Va, in proposito, rammentato che la giurisprudenza costituzionale ha, in più occasioni, affermato come, nei giudizi di legittimità costituzionale proposti in via principale – che abbiano ad oggetto questioni relative a disposizioni contenute nel Titolo V della Parte seconda della Costituzione – deve necessariamente sussistere, nella parte ricorrente, un interesse attuale e concreto a proporre l’impugnazione, per conseguire, attraverso il provvedimento richiesto, un’utilità diretta e immediata, in mancanza del quale interesse il ricorso risulta inammissibile; e poiché l’unico interesse che le Regioni sono legittimate a far valere è quello alla tutela del riparto delle competenze legislative delineato dalla Costituzione, esse hanno titolo a denunciare soltanto le violazioni che siano in grado di ripercuotere i loro effetti, direttamente e immediatamente, sulle prerogative costituzionalmente loro riconosciute (ex plurimis, sentenza n. 216 del 2008).
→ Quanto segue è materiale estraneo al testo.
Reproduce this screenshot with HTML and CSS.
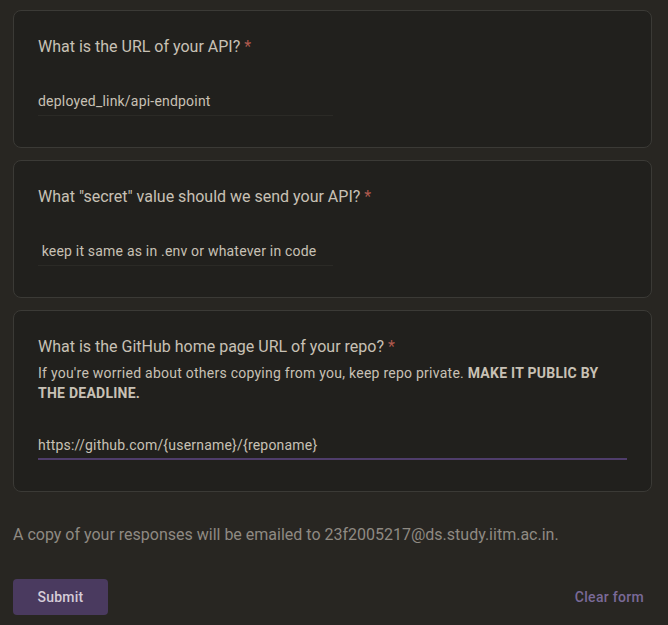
FILE: index.html
```html
<!DOCTYPE html>
<html>
<head>
<meta charset="utf-8">
<link rel="stylesheet" href="styles.css">
</head>
<body>
<div class="form">
  <div class="card">
    <div class="q-title">What is the URL of your API? <span class="req">*</span></div>
    <div class="answer half">deployed_link/api-endpoint</div>
  </div>
  <div class="card">
    <div class="q-title">What "secret" value should we send your API? <span class="req">*</span></div>
    <div class="answer half pre"> keep it same as in .env or whatever in code</div>
  </div>
  <div class="card">
    <div class="q-title">What is the GitHub home page URL of your repo? <span class="req">*</span></div>
    <div class="q-desc">If you're worried about others copying from you, keep repo private. <b>MAKE IT PUBLIC BY THE DEADLINE.</b></div>
    <div class="answer full focused">https://github.com/{username}/{reponame}</div>
  </div>
  <div class="email-note">A copy of your responses will be emailed to 23f2005217@ds.study.iitm.ac.in.</div>
  <div class="actions">
    <button class="submit">Submit</button>
    <span class="clear">Clear form</span>
  </div>
</div>
</body>
</html>
```
FILE: styles.css
```css
html, body {
  margin: 0;
  padding: 0;
  background: #282622;
}
body {
  font-family: Roboto, "Noto Sans", sans-serif;
  color: #c8c1b5;
}
.form {
  padding: 10px 16px 0 13px;
  display: flex;
  flex-direction: column;
}
.card {
  background: #21201d;
  border: 1px solid #3b3a36;
  border-radius: 8px;
  padding: 24px;
  margin-bottom: 12px;
}
.q-title {
  font-size: 16px;
  line-height: 24px;
  color: #c8c1b5;
}
.req {
  color: #b0594d;
}
.q-desc {
  font-size: 14px;
  line-height: 20px;
  margin-top: 4px;
  letter-spacing: 0.25px;
  color: #c8c1b5;
}
.q-desc b {
  font-weight: 700;
}
.answer {
  font-size: 14px;
  line-height: 20px;
  margin-top: 30px;
  margin-bottom: 7px;
  padding: 2px 0 4px 0;
  border-bottom: 1px solid #2b2a26;
  color: #c8c1b5;
  letter-spacing: 0.2px;
}
.pre {
  white-space: pre;
}
.half {
  width: 50%;
}
.full {
  width: 100%;
}
.focused {
  padding-bottom: 3px;
  border-bottom: 2px solid #4f3d6b;
}
.email-note {
  margin-top: 19px;
  font-size: 16px;
  line-height: 24px;
  color: #8f8a82;
}
.actions {
  margin-top: 32px;
  display: flex;
  justify-content: space-between;
  align-items: center;
}
.submit {
  background: #4a3a5f;
  color: #d5ccd8;
  border: none;
  border-radius: 4px;
  width: 95px;
  height: 36px;
  font-family: Roboto, "Noto Sans", sans-serif;
  font-size: 14px;
  font-weight: 500;
  letter-spacing: 0.25px;
}
.clear {
  color: #7a6a98;
  font-size: 14px;
  font-weight: 500;
  letter-spacing: 0.3px;
  margin-right: 8px;
}
```
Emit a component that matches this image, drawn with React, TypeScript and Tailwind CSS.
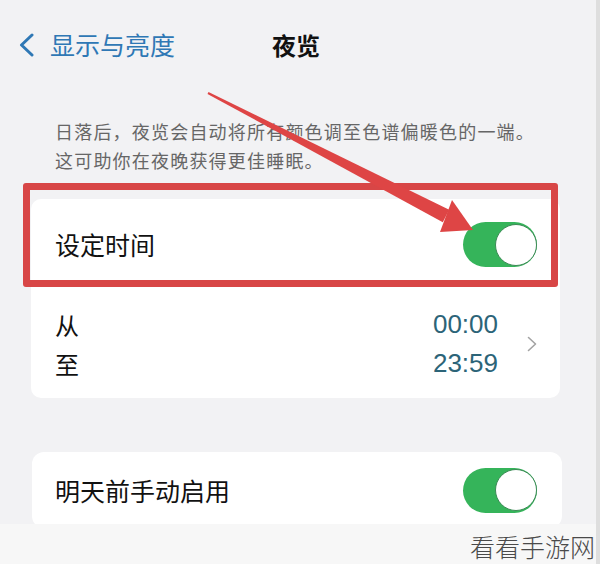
import React from "react";

const cjk = { fontFamily: '"Noto Sans CJK SC", "Noto Sans", sans-serif' };
const latin = { fontFamily: '"Liberation Sans", Arial, sans-serif' };

const Toggle = () => (
  <div className="flex h-[45px] w-[74px] items-center justify-end rounded-full bg-[#35b45a]">
    <div className="h-[42px] w-[42px] rounded-full border-[1.5px] border-[#3b8a55] bg-white" />
  </div>
);

const Arrow = () => (
  <svg
    className="pointer-events-none absolute left-0 top-0"
    width="600"
    height="564"
    viewBox="0 0 600 564"
  >
    <polygon
      points="207.5,93.9 208.5,92.1 449.2,209.8 442.8,222.2"
      fill="#de4545"
    />
    <polygon points="452,200 473,230 440,232" fill="#de4545" />
  </svg>
);

const App = () => {
  return (
    <main
      className="relative h-[564px] w-[600px] overflow-hidden bg-[#f2f2f4]"
      style={cjk}
    >
      {/* header */}
      <div className="flex h-[25px] items-center pl-[18px] mt-[32px]">
        <svg width="17" height="24" viewBox="0 0 17 24">
          <path
            d="M14 2 L3.5 12 L14 22"
            fill="none"
            stroke="#2f78b5"
            strokeWidth="3"
            strokeLinecap="round"
            strokeLinejoin="round"
          />
        </svg>
        <span className="ml-[15px] text-[25px] leading-[25px] text-[#2f78b5]">
          显示与亮度
        </span>
        <span className="ml-[97px] text-[24px] font-bold leading-[25px] text-[#111]">
          夜览
        </span>
      </div>

      {/* description */}
      <p className="mt-[60px] pl-[55px] text-[18px] leading-[29px] tracking-[1.2px] text-[#666]">
        日落后，夜览会自动将所有颜色调至色谱偏暖色的一端。
        <br />
        这可助你在夜晚获得更佳睡眠。
      </p>

      {/* schedule card */}
      <div className="ml-[31px] mt-[24px] w-[529px] rounded-[10px] bg-white">
        <div className="flex h-[91px] items-center justify-between pl-[24px] pr-[23px]">
          <span className="text-[25px] leading-none text-[#111]">设定时间</span>
          <Toggle />
        </div>
        <div className="flex h-[108px] items-center pl-[24px] pr-[23px]">
          <div className="flex flex-1 flex-col text-[24px] leading-[39px] text-[#111]">
            <span>从</span>
            <span>至</span>
          </div>
          <div
            className="flex flex-col items-end text-[26px] leading-[39px] text-[#2c6478]"
            style={latin}
          >
            <span>00:00</span>
            <span>23:59</span>
          </div>
          <svg className="ml-[29px]" width="10" height="16" viewBox="0 0 10 16">
            <path
              d="M1.5 1.5 L8.5 8 L1.5 14.5"
              fill="none"
              stroke="#a3a3a3"
              strokeWidth="1.6"
              strokeLinecap="round"
              strokeLinejoin="round"
            />
          </svg>
        </div>
      </div>

      {/* manual card */}
      <div className="ml-[32px] mt-[54px] flex h-[76px] w-[530px] items-center justify-between rounded-[12px] bg-white pl-[23px] pr-[25px]">
        <span className="text-[25px] leading-none text-[#111]">明天前手动启用</span>
        <Toggle />
      </div>

      {/* annotation */}
      <div className="absolute left-[23px] top-[183px] h-[104px] w-[535px] rounded-[3px] border-[7px] border-[#d84646]" />
      <Arrow />

      {/* watermark strip */}
      <div className="absolute bottom-0 left-0 h-[40px] w-full bg-[#f7f7f7]" />
      <div className="absolute right-0 top-0 h-full w-[4px] bg-[#dedede]" />
      <span className="absolute left-[470px] top-[532px] whitespace-nowrap text-[25px] font-light leading-[28px] text-[#4a4a4a]">
        看看手游网
      </span>
    </main>
  );
};

export default App;
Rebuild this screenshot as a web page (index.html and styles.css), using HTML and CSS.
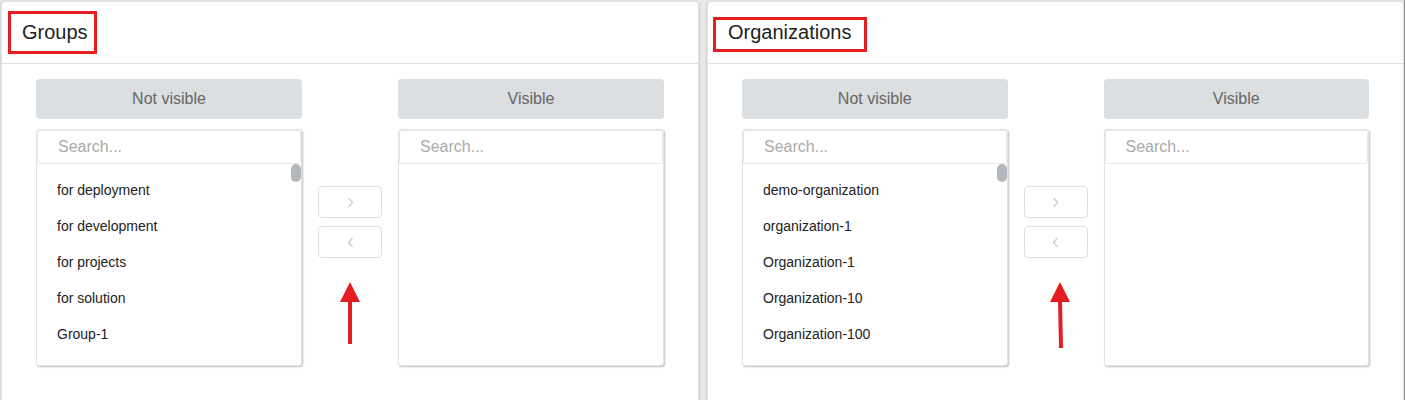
FILE: index.html
```html
<!DOCTYPE html>
<html lang="en">
<head>
    <meta charset="UTF-8">
    <meta name="viewport" content="width=device-width, initial-scale=1.0">
    <title>Visibility settings</title>
    <link rel="stylesheet" href="styles.css">
</head>
<body>
    <div class="page">
        <section class="card card-groups">
            <div class="card-header">
                <h2 class="card-title">Groups</h2>
                <span class="mark mark-groups"></span>
            </div>
            <div class="transfer">
                <div class="side-label">Not visible</div>
                <div class="mid-label"></div>
                <div class="side-label">Visible</div>

                <div class="list-box">
                    <input class="search" type="text" placeholder="Search...">
                    <ul class="items">
                        <li>for deployment</li>
                        <li>for development</li>
                        <li>for projects</li>
                        <li>for solution</li>
                        <li>Group-1</li>
                    </ul>
                    <span class="thumb"></span>
                </div>
                <div class="actions">
                    <button class="move-btn" type="button">
                        <svg width="7" height="11" viewBox="0 0 7 11"><path d="M1.5 1l4 4.5-4 4.5" fill="none" stroke="#cfcfcf" stroke-width="1.5"/></svg>
                    </button>
                    <button class="move-btn" type="button">
                        <svg width="7" height="11" viewBox="0 0 7 11"><path d="M5.5 1l-4 4.5 4 4.5" fill="none" stroke="#cfcfcf" stroke-width="1.5"/></svg>
                    </button>
                    <svg class="pointer" width="24" height="66" viewBox="0 0 24 66">
                        <polygon points="12,0 22,20 2,20" fill="#e41e20"/>
                        <rect x="10" y="18" width="4" height="44" fill="#e41e20"/>
                    </svg>
                </div>
                <div class="list-box">
                    <input class="search" type="text" placeholder="Search...">
                    <ul class="items"></ul>
                </div>
            </div>
        </section>

        <section class="card card-orgs">
            <div class="card-header">
                <h2 class="card-title">Organizations</h2>
                <span class="mark mark-orgs"></span>
            </div>
            <div class="transfer">
                <div class="side-label">Not visible</div>
                <div class="mid-label"></div>
                <div class="side-label">Visible</div>

                <div class="list-box">
                    <input class="search" type="text" placeholder="Search...">
                    <ul class="items">
                        <li>demo-organization</li>
                        <li>organization-1</li>
                        <li>Organization-1</li>
                        <li>Organization-10</li>
                        <li>Organization-100</li>
                    </ul>
                    <span class="thumb"></span>
                </div>
                <div class="actions">
                    <button class="move-btn" type="button">
                        <svg width="7" height="11" viewBox="0 0 7 11"><path d="M1.5 1l4 4.5-4 4.5" fill="none" stroke="#cfcfcf" stroke-width="1.5"/></svg>
                    </button>
                    <button class="move-btn" type="button">
                        <svg width="7" height="11" viewBox="0 0 7 11"><path d="M5.5 1l-4 4.5 4 4.5" fill="none" stroke="#cfcfcf" stroke-width="1.5"/></svg>
                    </button>
                    <svg class="pointer pointer-tilt" width="24" height="70" viewBox="0 0 24 70">
                        <polygon points="11,0 21,20 1,20" fill="#e41e20"/>
                        <polygon points="9,18 13,18 14,66 10,66" fill="#e41e20"/>
                    </svg>
                </div>
                <div class="list-box">
                    <input class="search" type="text" placeholder="Search...">
                    <ul class="items"></ul>
                </div>
            </div>
        </section>
    </div>
</body>
</html>
```

FILE: styles.css
```css
body {
    margin: 0;
    background-color: #e9e9e9;
    font-family: "Liberation Sans", Arial, sans-serif;
    color: #222;
    overflow: hidden;
}

.page {
    display: flex;
    gap: 8px;
    padding: 1px 0 0 1px;
    border-right: 1px solid #9a9a9a;
    height: 420px;
}

.card {
    position: relative;
    background: #fff;
    border: 1px solid #e2e2e2;
    border-radius: 4px;
    box-shadow: 0 1px 3px rgba(0, 0, 0, 0.22);
}

.card-groups {
    width: 698px;
    box-sizing: border-box;
}

.card-orgs {
    flex: 1;
}

.card-header {
    height: 61px;
    display: flex;
    align-items: center;
    padding-left: 20px;
    border-bottom: 1px solid #e0e0e0;
}

.card-title {
    margin: 0;
    font-size: 20px;
    font-weight: normal;
    color: #222;
}

/* red annotation frames */
.mark {
    position: absolute;
    border: 3px solid #e41e20;
    box-sizing: border-box;
}

.mark-groups {
    left: 6px;
    top: 9px;
    width: 89px;
    height: 43px;
}

.mark-orgs {
    left: 5px;
    top: 15px;
    width: 154px;
    height: 35px;
}

.transfer {
    display: grid;
    grid-template-columns: 1fr 96px 1fr;
    row-gap: 10px;
    padding: 15px 34px 40px;
}

.side-label {
    height: 40px;
    line-height: 40px;
    text-align: center;
    background-color: #dcdfe2;
    border-radius: 4px;
    font-size: 16px;
    color: #666;
}

.list-box {
    position: relative;
    height: 237px;
    box-sizing: border-box;
    display: flex;
    flex-direction: column;
    border: 1px solid #e3e3e3;
    border-radius: 3px;
    box-shadow: 1px 1px 2px rgba(0, 0, 0, 0.25);
    background: #fff;
}

.search {
    height: 34px;
    box-sizing: border-box;
    margin: 0;
    padding: 0 0 0 20px;
    border: 1px solid #e8e8e8;
    border-radius: 3px;
    font-family: inherit;
    font-size: 16px;
    color: #333;
    outline: none;
    flex-shrink: 0;
}

.search::placeholder {
    color: #aaa;
}

.items {
    list-style: none;
    margin: 0;
    padding: 8px 0 0;
    flex: 1;
    overflow: hidden;
}

.items li {
    height: 36px;
    line-height: 36px;
    padding-left: 20px;
    font-size: 14px;
    color: #222;
}

/* scrollbar thumb of the long list */
.thumb {
    position: absolute;
    top: 34px;
    right: 0;
    width: 10px;
    height: 18px;
    background-color: #b4b8bc;
    border-radius: 5px;
}

.actions {
    display: flex;
    flex-direction: column;
    align-items: center;
    gap: 8px;
    padding-top: 57px;
}

.move-btn {
    width: 64px;
    height: 32px;
    display: flex;
    justify-content: center;
    align-items: center;
    padding: 0;
    background: #fff;
    border: 1px solid #dedede;
    border-radius: 4px;
}

.pointer {
    margin-top: 16px;
}

.pointer-tilt {
    margin-top: 16px;
    margin-left: 10px;
}
```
Ora, per quel che si è detto, questo interesse appare, nella specie, palesemente insussistente, senza che, comunque, sul punto il ricorso abbia adeguatamente motivato.
La stessa Regione, del resto, nella memoria depositata in prossimità dell’udienza, ammette che, «per evitare gli effetti descritti nel ricorso», le Regioni «vengono quindi costrette a legiferare all’interno del groviglio normativo generato dalla disposizione impugnata». Il che, evidentemente, vale – oltre che a segnalare un inconveniente di mero fatto, inidoneo a configurare un contrasto con il parametro costituzionale evocato (tra le tante, sentenza n. 249 del 2009) – soprattutto a confermare che la vicenda non potrebbe in alcun modo riguardare la Regione ricorrente, che – come si è detto – ha già legiferato.
per questi motivi
LA CORTE COSTITUZIONALE
riservata a separate pronunce la decisione sulle altre questioni promosse dalla ricorrente con il medesimo ricorso;
dichiara l’inammissibilità della questione di legittimità costituzionale dell’art. 17, comma 1, lettera g), del decreto-legge 12 settembre 2014, n. 133 (Misure urgenti per l’apertura dei cantieri, la realizzazione delle opere pubbliche, la digitalizzazione del Paese, la semplificazione burocratica, l’emergenza del dissesto idrogeologico e per la ripresa delle attività produttive), convertito, con modificazioni, dall’art. 1, comma 1, della legge 11 novembre 2014, n. 164, promossa, in riferimento agli artt. 3, 23, 117, terzo e quarto comma, 118, 119 e 120 della Costituzione, dalla Regione Veneto con il ricorso indicato in epigrafe.
Così deciso in Roma, nella sede della Corte costituzionale, Palazzo della Consulta, il 9 febbraio 2016.
F.to:
Alessandro CRISCUOLO, Presidente
Paolo GROSSI, Redattore
Roberto MILANA, Cancelliere
Depositata in Cancelleria il 5 aprile 2016.